On the contrary, activities which correct, even if momentarily, this undue lumbar curve has a positive effect on continence. Professor Stuart Stanton, Chairman of the Continence Foundation and Consultant Urogynaecologist at St George’s Hospital in London says that “Squat’ toilets are an excellent way for women to exercise their perineum and pelvic floor muscles and control their urinary stream from the age of 2½-3 years onwards. Reports from the developing world suggest that urinary incontinence is much less in women who squat.” A study conducted by Minaire and Coll has showed that a decrease of the lumbar curve improves the perineal contractions in two thirds of women.

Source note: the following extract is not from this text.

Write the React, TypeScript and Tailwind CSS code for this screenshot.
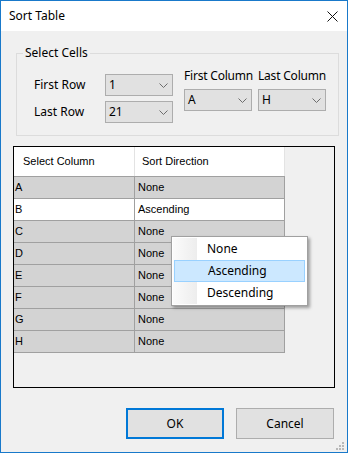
import React from 'react';

const ui = { fontFamily: '"Noto Sans", "Open Sans", sans-serif' };
const grid = { fontFamily: '"Liberation Sans", Arial, sans-serif' };

const rows: [string, string][] = [
  ['A', 'None'],
  ['B', 'Ascending'],
  ['C', 'None'],
  ['D', 'None'],
  ['E', 'None'],
  ['F', 'None'],
  ['G', 'None'],
  ['H', 'None'],
];

const Chevron = () => (
  <svg width="9" height="5" viewBox="0 0 9 5" className="shrink-0">
    <path d="M0.5 0.5 L4.5 4.5 L8.5 0.5" fill="none" stroke="#6d6d6d" strokeWidth="1" />
  </svg>
);

const Combo: React.FC<{ value: string }> = ({ value }) => (
  <div className="w-[68px] h-[22px] border border-[#adadad] bg-[#e1e1e1] flex items-center justify-between pl-[3px] pr-[4px] text-[12px] text-black">
    <span>{value}</span>
    <Chevron />
  </div>
);

const App: React.FC = () => {
  return (
    <div className="w-[348px] h-[453px] border border-[#1979ca] bg-[#f0f0f0] flex flex-col relative overflow-hidden text-black" style={ui}>
      {/* title bar */}
      <div className="h-[30px] bg-white flex items-center justify-between pl-[8px] pr-[9px] shrink-0">
        <span className="text-[12px] leading-none">Sort Table</span>
        <svg width="11" height="11" viewBox="0 0 11 11">
          <path d="M0.5 0.5 L10.5 10.5 M10.5 0.5 L0.5 10.5" stroke="#111" strokeWidth="1" />
        </svg>
      </div>

      {/* select cells group */}
      <fieldset className="ml-[15px] mt-[14px] w-[323px] border border-[#dcdcdc] px-0 pb-[12px] pt-0">
        <legend className="ml-[6px] px-[2px] text-[12px] leading-[16px]">Select Cells</legend>
        <div className="flex">
          <div className="flex flex-col gap-[5px] pt-[13px] pl-[17px]">
            <div className="flex items-center">
              <span className="w-[71px] text-[12px]">First Row</span>
              <Combo value="1" />
            </div>
            <div className="flex items-center">
              <span className="w-[71px] text-[12px]">Last Row</span>
              <Combo value="21" />
            </div>
          </div>
          <div className="flex gap-[6px] ml-[11px] pt-[7px]">
            <div className="w-[68px] flex flex-col gap-[5px]">
              <span className="text-[12px] leading-[16px] whitespace-nowrap tracking-[-0.2px]">First Column</span>
              <Combo value="A" />
            </div>
            <div className="w-[68px] flex flex-col gap-[5px]">
              <span className="text-[12px] leading-[16px] whitespace-nowrap tracking-[-0.2px]">Last Column</span>
              <Combo value="H" />
            </div>
          </div>
        </div>
      </fieldset>

      {/* grid */}
      <div className="ml-[12px] mt-[10px] w-[322px] h-[242px] border border-black bg-[#f0f0f0] relative shrink-0" style={grid}>
        <div className="flex w-[271px] h-[30px] bg-white border-b border-[#a0a0a0] text-[11px]">
          <div className="w-[121px] border-r border-[#e3e3e3] flex items-center pl-[9px]">Select Column</div>
          <div className="w-[150px] border-r border-[#e3e3e3] flex items-center pl-[7px]">Sort Direction</div>
        </div>
        {rows.map(([col, dir]) => (
          <div
            key={col}
            className={`flex w-[271px] h-[22px] border-b border-[#a0a0a0] text-[11px] ${col === 'B' ? 'bg-white' : 'bg-[#d3d3d3]'}`}
          >
            <div className="w-[121px] border-r border-[#a0a0a0] flex items-center pl-[1px]">{col}</div>
            <div className="w-[150px] border-r border-[#a0a0a0] flex items-center pl-[3px]">{dir}</div>
          </div>
        ))}

        {/* dropdown menu */}
        <div className="absolute left-[157px] top-[89px] w-[137px] h-[70px] bg-white border border-[#a0a0a0] p-[1px] shadow-[2px_2px_3px_rgba(0,0,0,0.35)]" style={ui}>
          <div className="absolute left-[1px] top-[1px] bottom-[1px] w-[24px] bg-gradient-to-r from-[#fbfbfb] to-[#ededed]" />
          {['None', 'Ascending', 'Descending'].map((item) => (
            <div
              key={item}
              className={`relative h-[22px] mx-[1px] flex items-center pl-[33px] text-[12px] ${item === 'Ascending' ? 'bg-[#cce8ff] border border-[#99d1ff] pl-[32px]' : ''}`}
            >
              {item}
            </div>
          ))}
        </div>
      </div>

      {/* buttons */}
      <div className="flex justify-end gap-[12px] pr-[13px] mt-[20px]">
        <button className="w-[98px] h-[31px] bg-[#e1e1e1] border-2 border-[#0078d7] text-[12px]">OK</button>
        <button className="w-[98px] h-[31px] bg-[#e1e1e1] border border-[#adadad] text-[12px]">Cancel</button>
      </div>

      {/* size grip */}
      <svg className="absolute right-[2px] bottom-[1px]" width="10" height="10" viewBox="0 0 10 10">
        <rect x="7" y="1" width="2" height="2" fill="#b8b8b8" />
        <rect x="4" y="4" width="2" height="2" fill="#b8b8b8" />
        <rect x="7" y="4" width="2" height="2" fill="#b8b8b8" />
        <rect x="1" y="7" width="2" height="2" fill="#b8b8b8" />
        <rect x="4" y="7" width="2" height="2" fill="#b8b8b8" />
        <rect x="7" y="7" width="2" height="2" fill="#b8b8b8" />
      </svg>
    </div>
  );
};

export default App;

In the ideal shape of the lumbo-pelvic region, intra-abdominal forces are directed towards the ano-coccygeal region, domain of the posterior perineum which is the strong and ‘shock-absorbing’ region of the pelvic floor. But with an increased lumbar curve and a forward tilt of the pelvis, these forces are directed towards the urogenital cleft which belongs to the anterior perineum and which is, anatomically speaking, the ‘Achilles’ heel of the pelvic floor.

If during pregnancy and post-partum due attention is not given to shape and posture, the curves of the spine will deepen and, as a result, the intra-abdominal forces will be directed towards the weakest part of the perineum.
In normal shape, the resulting forces from abdominal pressure are directed towards an axis aligned with the anal canal which makes defecation easy (it’s why squatting toilets are best). But when, due to a departure from normal shape, this axis is aligned towards the weak anterior perineum defecation then becomes strained and has a deleterious effect on the pelvic floor. Consider also that during coughing, intra-abdominal pressure rises from 8mm to an impressive 80 mm of mercury and you realise that it does not take very long before the whole pelvic floor collapses. Without any support the pelvic viscera move down, giving rise to prolapses and disorders of the uro-genital functions.

Lodosis (anterior curve of the spine) is the mother of all distortions; distortions lead eventually to disorders. The Mezieres’ method focuses on reshaping the body by primarily restoring the curves of the spine towards normality. As such it can play an important role in fixing our internal plumbing.

And, because two precautions are better than one, adopt squat toilets!

Kamina P : Facteurs favorisant les prolapsus et l’incontinence d’urine d’effort chez la femme – GREPA – 1984 ; 14-18.

MINAIRE P / LYONNET A / SABOT E / CHEVALLARD J / BRAIZE C / BENOIT-GONIN P : rééducation périnéale et statique lombo-pelvienne – Annales kinésithérapiques; t 15, 7-8 : 391-394 MASSON Paris 1988.